-------- SUPPLIED DATA

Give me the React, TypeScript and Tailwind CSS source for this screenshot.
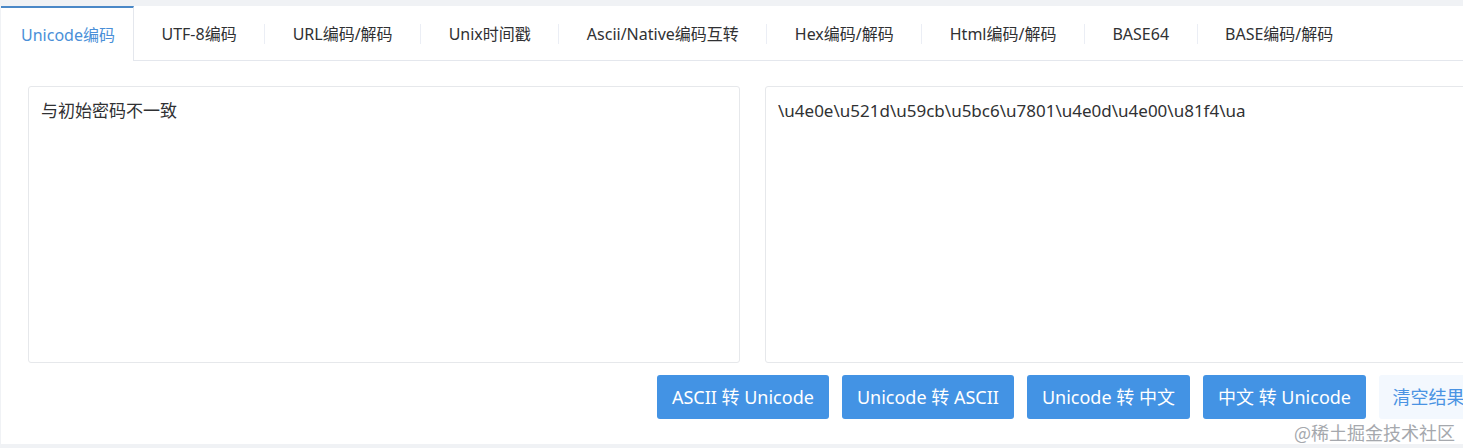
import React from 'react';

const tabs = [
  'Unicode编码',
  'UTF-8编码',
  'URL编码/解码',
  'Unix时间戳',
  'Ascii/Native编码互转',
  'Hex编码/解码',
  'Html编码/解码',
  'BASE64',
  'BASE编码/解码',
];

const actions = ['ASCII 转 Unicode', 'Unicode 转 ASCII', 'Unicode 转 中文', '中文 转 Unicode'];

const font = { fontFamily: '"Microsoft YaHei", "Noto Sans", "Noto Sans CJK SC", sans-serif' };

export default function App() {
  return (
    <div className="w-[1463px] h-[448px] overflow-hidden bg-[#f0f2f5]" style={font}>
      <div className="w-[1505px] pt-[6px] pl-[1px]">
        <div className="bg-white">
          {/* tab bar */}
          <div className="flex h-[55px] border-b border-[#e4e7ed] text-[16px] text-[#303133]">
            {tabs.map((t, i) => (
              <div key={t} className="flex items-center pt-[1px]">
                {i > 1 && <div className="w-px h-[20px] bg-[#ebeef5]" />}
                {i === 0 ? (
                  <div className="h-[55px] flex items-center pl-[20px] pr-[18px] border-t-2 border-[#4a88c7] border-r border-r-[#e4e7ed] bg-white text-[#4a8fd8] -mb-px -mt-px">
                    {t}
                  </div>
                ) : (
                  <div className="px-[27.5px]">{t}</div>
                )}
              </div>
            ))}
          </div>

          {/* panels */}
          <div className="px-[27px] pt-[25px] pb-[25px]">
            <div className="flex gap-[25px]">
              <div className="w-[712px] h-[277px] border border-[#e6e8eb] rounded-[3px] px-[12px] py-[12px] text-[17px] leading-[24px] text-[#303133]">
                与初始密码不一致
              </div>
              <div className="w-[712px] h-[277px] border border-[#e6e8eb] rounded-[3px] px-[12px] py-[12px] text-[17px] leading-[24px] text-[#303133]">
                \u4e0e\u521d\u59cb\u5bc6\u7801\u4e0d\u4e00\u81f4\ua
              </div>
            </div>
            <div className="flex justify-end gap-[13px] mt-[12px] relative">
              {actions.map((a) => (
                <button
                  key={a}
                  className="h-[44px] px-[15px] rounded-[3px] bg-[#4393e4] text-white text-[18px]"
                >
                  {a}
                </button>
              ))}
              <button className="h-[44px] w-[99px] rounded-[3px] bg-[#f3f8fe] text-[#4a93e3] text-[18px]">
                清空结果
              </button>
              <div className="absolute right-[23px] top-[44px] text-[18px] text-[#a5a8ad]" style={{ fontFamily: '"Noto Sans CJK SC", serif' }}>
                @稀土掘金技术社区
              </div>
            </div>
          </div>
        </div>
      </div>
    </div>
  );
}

----------------

● EXERCISE
With the pictures left out, restate word for word every line of the data above, from the first down to the line that contains "const actions = ['ASCII".

● RESPONSE TO THE TASK
Give me the React, TypeScript and Tailwind CSS source for this screenshot.
import React from 'react';

const tabs = [
  'Unicode编码',
  'UTF-8编码',
  'URL编码/解码',
  'Unix时间戳',
  'Ascii/Native编码互转',
  'Hex编码/解码',
  'Html编码/解码',
  'BASE64',
  'BASE编码/解码',
];

const actions = ['ASCII 转 Unicode', 'Unicode 转 ASCII', 'Unicode 转 中文', '中文 转 Unicode'];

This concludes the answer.